For the bending moments I have 0Nm at 0.1m from the left, -46.23Nm at the 2.25m point and -50.53Nm at the very rhs?

Cheers

Something's amiss here because the moment at the very rhs is -68.1 which we established earlier. Please show your work, as you are making me work hard for my money

 

[D44]

Hmmm... but then surely I already knew the shear forces of both the triangle and the rectangle when I calculated the resultant force in order to work out the 64.5N force as the reaction force at the right hand side?

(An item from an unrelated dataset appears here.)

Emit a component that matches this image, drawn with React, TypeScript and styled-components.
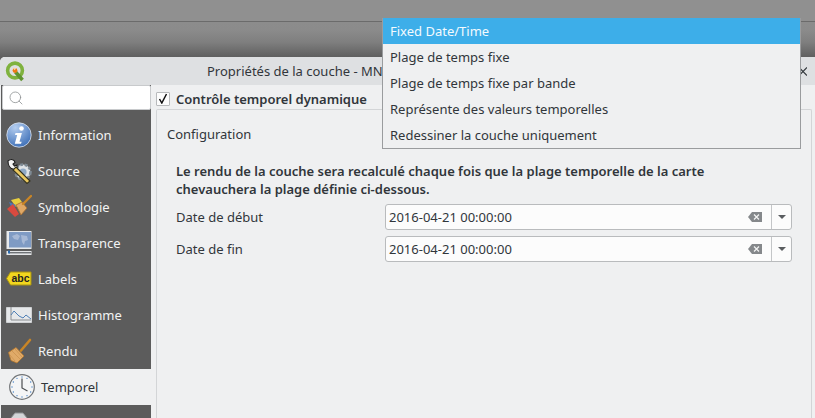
import React from "react";
import styled, { createGlobalStyle } from "styled-components";
import { Search } from "lucide-react";

const Global = createGlobalStyle`
  html, body { margin: 0; padding: 0; width: 815px; height: 418px; overflow: hidden; background: #8c8c8c; }
  * { box-sizing: border-box; }
  body { font-family: "Noto Sans", sans-serif; font-size: 13px; color: #31363b; }
`;

const Page = styled.div`
  position: relative;
  width: 815px;
  height: 418px;
  overflow: hidden;
  display: flex;
  flex-direction: column;
  background: linear-gradient(#8f8f8f 0, #8b8b8b 30px, #7f7f7f 42px, #5f5f5f 57px);
`;
const TopBar = styled.div`
  height: 22px;
  flex: none;
  background: #909090;
  border-bottom: 1px solid #6b6b6b;
`;
const Spacer = styled.div`
  height: 35px;
  flex: none;
`;
const Win = styled.div`
  flex: 1;
  min-height: 0;
  margin-right: -6px;
  display: flex;
  flex-direction: column;
  background: #eff0f1;
  border-radius: 5px 5px 0 0;
  overflow: hidden;
`;
const TitleBar = styled.div`
  height: 28px;
  flex: none;
  background: #dee0e2;
  display: flex;
  align-items: center;
  padding-left: 5px;
  position: relative;
`;
const Title = styled.div`
  position: absolute;
  left: 207px;
  top: 5px;
  white-space: nowrap;
  color: #31363b;
  line-height: 18px;
`;
const Body = styled.div`
  flex: 1;
  display: flex;
  min-height: 0;
`;
const Side = styled.div`
  width: 150px;
  flex: none;
  margin-left: 1px;
  background: #5c5c5c;
  display: flex;
  flex-direction: column;
  overflow: hidden;
`;
const SearchBox = styled.div`
  height: 25px;
  flex: none;
  background: #fff;
  border: 1px solid #c8cacc;
  border-radius: 2px;
  margin-left: 1px;
  display: flex;
  align-items: center;
  padding-left: 5px;
  color: #8d9092;
  margin-bottom: 7px;
`;
const Item = styled.div<{ $active?: boolean }>`
  height: 36px;
  flex: none;
  display: flex;
  align-items: center;
  gap: 6px;
  padding-left: ${(p) => (p.$active ? "7px" : "4px")};
  background: ${(p) => (p.$active ? "#eff0f1" : "transparent")};
  color: ${(p) => (p.$active ? "#31363b" : "#f2f3f3")};
  font-size: 13px;
  white-space: nowrap;
`;
const Main = styled.div`
  flex: 1;
  min-width: 0;
  padding: 3px 0 0 5px;
  display: flex;
  flex-direction: column;
`;
const CheckRow = styled.div`
  display: flex;
  align-items: center;
  gap: 6px;
  height: 21px;
  font-weight: 600;
  flex: none;
`;
const Check = styled.div`
  width: 14px;
  height: 14px;
  background: #fcfcfc;
  border: 1px solid #b8babc;
  border-radius: 1px;
  display: flex;
  align-items: center;
  justify-content: center;
`;
const Group = styled.div`
  flex: 1;
  width: 656px;
  border: 1px solid #d3d5d7;
  border-bottom: none;
  border-radius: 2px 2px 0 0;
  padding: 15px 10px 0 10px;
`;
const ConfigLabel = styled.div`
  height: 18px;
  line-height: 18px;
  margin-bottom: 19px;
`;
const Note = styled.div`
  font-weight: 600;
  line-height: 18px;
  padding-left: 9px;
  margin-bottom: 6px;
  white-space: nowrap;
`;
const Row = styled.div`
  display: flex;
  align-items: center;
  height: 26px;
  margin-bottom: 6px;
  padding-left: 9px;
`;
const RowLabel = styled.div`
  width: 209px;
  flex: none;
`;
const Field = styled.div`
  width: 407px;
  height: 26px;
  background: #fcfcfc;
  border: 1px solid #b9bbbd;
  border-radius: 3px;
  display: flex;
  align-items: center;
  padding-left: 3px;
`;
const FieldText = styled.div`
  flex: 1;
`;
const ClearIcon = styled.svg`
  width: 14px;
  height: 10px;
  margin-right: 9px;
`;
const Drop = styled.div`
  width: 20px;
  height: 100%;
  border-left: 1px solid #c4c6c8;
  display: flex;
  align-items: center;
  justify-content: center;
`;
const Caret = styled.div`
  width: 0;
  height: 0;
  border-left: 4px solid transparent;
  border-right: 4px solid transparent;
  border-top: 4px solid #5a5d60;
`;
const Popup = styled.div`
  position: absolute;
  left: 382px;
  top: 18px;
  width: 419px;
  height: 131px;
  background: #eff0f1;
  border: 1px solid #9a9c9e;
  display: flex;
  flex-direction: column;
`;
const PopupItem = styled.div<{ $sel?: boolean }>`
  height: 26px;
  flex: none;
  line-height: 26px;
  padding-left: 7px;
  margin-top: ${(p) => (p.$sel ? "-1px" : "0")};
  background: ${(p) => (p.$sel ? "#3daee9" : "transparent")};
  color: ${(p) => (p.$sel ? "#f4fafe" : "#31363b")};
  white-space: nowrap;
`;
const CloseMark = styled.svg`
  position: absolute;
  right: 14px;
  top: 10px;
  width: 8px;
  height: 9px;
`;
const IconSlot = styled.div`
  width: 27px;
  flex: none;
  display: flex;
  align-items: center;
  justify-content: center;
`;

const QgisLogo = () => (
  <svg width="21" height="21" viewBox="0 0 21 21">
    <circle cx="10" cy="9.5" r="7.4" fill="none" stroke="#7fb23e" strokeWidth="3.6" />
    <path d="M10.5 11l7 8" stroke="#5f9430" strokeWidth="3.6" />
    <circle cx="10" cy="9.5" r="2.4" fill="#ee7913" />
    <path d="M7.5 6.5l4 .8-2 2z" fill="#f7d3a8" />
  </svg>
);
const InfoIcon = () => (
  <svg width="26" height="26" viewBox="0 0 26 26">
    <defs>
      <radialGradient id="ig" cx="35%" cy="20%" r="90%">
        <stop offset="0" stopColor="#b4cdef" />
        <stop offset="1" stopColor="#3569b4" />
      </radialGradient>
    </defs>
    <circle cx="13" cy="13" r="12.2" fill="url(#ig)" stroke="#dfe6f0" strokeWidth="0.8" />
    <circle cx="15.5" cy="6.5" r="2.3" fill="#fff" />
    <path d="M9.5 11h6.4l-2.4 8.8h2.2l-.7 1.9H8.8l2.4-8.8H9z" fill="#fff" />
  </svg>
);
const SourceIcon = () => (
  <svg width="26" height="26" viewBox="0 0 26 26">
    <circle cx="17" cy="14" r="7.5" fill="#dfe3e6" stroke="#7e8a94" strokeWidth="2.6" strokeDasharray="3 1.6" />
    <circle cx="17" cy="14" r="3.6" fill="#8fa9c4" />
    <path d="M2 3c3-2.500 6.500-1.500 7 1.500L7 6l1.500 2 2.500-1c1 3-1.500 5-4 4C4 10.500 2 7 2 3z" fill="#f4f4f4" stroke="#1c1c1c" strokeWidth="1.100" />
    <path d="M10 9l14 14-3 2.500L7 12z" fill="#e9c75f" stroke="#33321f" strokeWidth="1.100" />
  </svg>
);
const SymbolIcon = () => (
  <svg width="26" height="26" viewBox="0 0 26 26">
    <path d="M5 6l8-2 3 4-6 5z" fill="#e8cf3f" />
    <path d="M3 8l7 3-4 4z" fill="#4c79b8" />
    <path d="M1 15l6-5 6 10-4 3z" fill="#d84a3f" />
    <path d="M10 11l6-3 5 6-6 7z" fill="#dfa866" stroke="#a86f30" strokeWidth="0.8" />
    <path d="M17 10l8-8" stroke="#c98526" strokeWidth="2.400" strokeLinecap="round" />
  </svg>
);
const TransIcon = () => (
  <svg width="26" height="26" viewBox="0 0 26 26">
    <rect x="0.5" y="1" width="25" height="18" fill="#e8eaec" />
    <rect x="3" y="2" width="22" height="15.500" fill="#7f9bc4" />
    <path d="M6 6l5-2 3 2-2 4-4-1zM15 5l6 1 1 4-3 1-1 4-2-3z" fill="#a7b9d6" />
    <rect x="0.5" y="21" width="25" height="4" fill="#e3e5e7" />
    <rect x="3" y="22" width="22" height="1.400" fill="#6e7276" />
    <rect x="2" y="20.500" width="2" height="3" fill="#2c6cb0" />
  </svg>
);
const LabelIcon = () => (
  <svg width="26" height="16" viewBox="0 0 26 16">
    <path d="M4.500 1H25v13H4.500L.5 7.500z" fill="#f2d71e" stroke="#a89312" />
    <text x="5.500" y="11.300" fontFamily="Liberation Sans" fontWeight="700" fontSize="10.500" fill="#222">abc</text>
  </svg>
);
const HistIcon = () => (
  <svg width="26" height="18" viewBox="0 0 26 18">
    <path d="M.5 1.500h25v15H.5z" fill="#e6e8ea" stroke="#cfd1d3" />
    <path d="M5 1v13h20" fill="none" stroke="#8a8d90" />
    <path d="M5 9l3-4 5 5 4 2 3-3 5 4" fill="none" stroke="#4f7fb5" />
  </svg>
);
const BrushIcon = () => (
  <svg width="26" height="26" viewBox="0 0 26 26">
    <path d="M2.500 14.500l7.500-5 8 8.500-7 7-6-2.500z" fill="#e0aa68" stroke="#b5792f" strokeWidth="0.8" />
    <path d="M6 13l8 8M9 11l7 8M4 17l5 6" stroke="#c98f4c" strokeWidth="0.7" />
    <path d="M15 12.500l9-10.500" stroke="#c98526" strokeWidth="2.600" strokeLinecap="round" />
  </svg>
);
const ClockIcon = () => (
  <svg width="26" height="26" viewBox="0 0 26 26">
    <circle cx="13" cy="13" r="12.300" fill="#f4f5f6" stroke="#6f7275" strokeWidth="1.200" />
    <g fill="#4a86c8">
      {Array.from({ length: 12 }).map((_, i) => {
        const a = (i * Math.PI) / 6;
        return <circle key={i} cx={13 + 10 * Math.cos(a)} cy={13 + 10 * Math.sin(a)} r="0.7" />;
      })}
    </g>
    <path d="M13 4.500v9.500l5.500 3" fill="none" stroke="#4b4e51" strokeWidth="1.200" />
  </svg>
);
const PartialIcon = () => (
  <svg width="26" height="26" viewBox="0 0 26 26">
    <path d="M9 3h8l4 5v14H5V8z" fill="#d3d5d7" stroke="#8f9294" />
  </svg>
);
const Clear = () => (
  <ClearIcon viewBox="0 0 14 10">
    <path d="M4 0h10v10H4L0 5z" fill="#85888b" />
    <path d="M6 2.500l5 5M11 2.500l-5 5" stroke="#f4f4f4" strokeWidth="1.200" />
  </ClearIcon>
);

const items: [string, React.ReactNode][] = [
  ["Information", <InfoIcon />],
  ["Source", <SourceIcon />],
  ["Symbologie", <SymbolIcon />],
  ["Transparence", <TransIcon />],
  ["Labels", <LabelIcon />],
  ["Histogramme", <HistIcon />],
  ["Rendu", <BrushIcon />],
];

export default function App() {
  return (
    <Page>
      <Global />
      <TopBar />
      <Spacer />
      <Win>
        <TitleBar>
          <QgisLogo />
          <Title>Propriétés de la couche - MNT</Title>
          <CloseMark viewBox="0 0 8 9">
            <path d="M0 0.500l8 8M8 0.500l-8 8" stroke="#31363b" strokeWidth="1.200" />
          </CloseMark>
        </TitleBar>
        <Body>
          <Side>
            <SearchBox>
              <Search size={16} strokeWidth={1.2} />
            </SearchBox>
            {items.map(([label, icon]) => (
              <Item key={label}>
                <IconSlot>{icon}</IconSlot>
                {label}
              </Item>
            ))}
            <Item $active>
              <IconSlot><ClockIcon /></IconSlot>
              Temporel
            </Item>
            <Item>
              <IconSlot><PartialIcon /></IconSlot>
            </Item>
          </Side>
          <Main>
            <CheckRow>
              <Check>
                <svg width="10" height="11" viewBox="0 0 10 11">
                  <path d="M1.500 6l2.300 4L8.500 1" fill="none" stroke="#111" strokeWidth="1.500" />
                </svg>
              </Check>
              Contrôle temporel dynamique
            </CheckRow>
            <Group>
              <ConfigLabel>Configuration</ConfigLabel>
              <Note>
                Le rendu de la couche sera recalculé chaque fois que la plage temporelle de la carte
                <br />
                chevauchera la plage définie ci-dessous.
              </Note>
              <Row>
                <RowLabel>Date de début</RowLabel>
                <Field>
                  <FieldText>2016-04-21 00:00:00</FieldText>
                  <Clear />
                  <Drop><Caret /></Drop>
                </Field>
              </Row>
              <Row>
                <RowLabel>Date de fin</RowLabel>
                <Field>
                  <FieldText>2016-04-21 00:00:00</FieldText>
                  <Clear />
                  <Drop><Caret /></Drop>
                </Field>
              </Row>
            </Group>
          </Main>
        </Body>
      </Win>
      <Popup>
        <PopupItem $sel>Fixed Date/Time</PopupItem>
        <PopupItem>Plage de temps fixe</PopupItem>
        <PopupItem>Plage de temps fixe par bande</PopupItem>
        <PopupItem>Représente des valeurs temporelles</PopupItem>
        <PopupItem>Redessiner la couche uniquement</PopupItem>
      </Popup>
    </Page>
  );
}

The moment of the triangle I got as:
Mx=-(4.65*(x-0.1)^2)*((x-0.1)/3)
At 2.25, Mx=-13.35Nm
At 0.1, Mx=0

As for the rectangle...
Mx= -10(x-0.1)^2

 

[D44]

Ooops, Mx = -4.65x^3 for the triangle

 

[D44]

Sorry

For the rectangle I have between 0.1 and 2.25m:
Mx=-10(x-0.1)^2
at 0.1 Mx = 0
at 2.25 Mx = -46.23Nm

Then between 2.25m and the rhs I have:
Mx = -43(x-1.175)
at 2.25m Mx = -46.23Nm
at 2.35m Mx = -50.5Nm

I now understand that I can remove the 0.1 from my equations. I'm just keeping them in for consistency on here :)

 

[D44]

Right...

I've been looking at it some more...

Rectangular section:
Mx= -43*(x-1.175)
at x=2.25m, Mx=-46.23Nm
at x=2.35m, Mx=-50.5

Triangular section:
Mx= -21.5*(x-((2/3)*2.15))
at x=2.25m, Mx=-15.48Nm
at x=2.35m, Mx=-17.63Nm

Looking any better?

 

[PhanthomJay]

Hmmm... but then surely I already knew the shear forces of both the triangle and the rectangle when I calculated the resultant force in order to work out the 64.5N force as the reaction force at the right hand side?

The moment of the triangle I got as:
Mx=-(4.65*(x-0.1)^2)*((x-0.1)/3)
At 2.25, Mx=-13.35Nm

math error...Mx = - 15.4

At 0.1, Mx=0
As for the rectangle...
Mx= -10(x-0.1)^2

yes...

 

[PhanthomJay]

Right...

I've been looking at it some more...

Rectangular section:
Mx= -43*(x-1.175)
at x=2.25m, Mx=-46.23Nm
at x=2.35m, Mx=-50.5

Triangular section:
Mx= -21.5*(x-((2/3)*2.15))
at x=2.25m, Mx=-15.48Nm
at x=2.35m, Mx=-17.63Nm

Looking any better?

Yes, that looks about right...good work. Now you have to (roughly) draw the shear and moment diagrams... watch your curvatures...then proceed to the slanted member.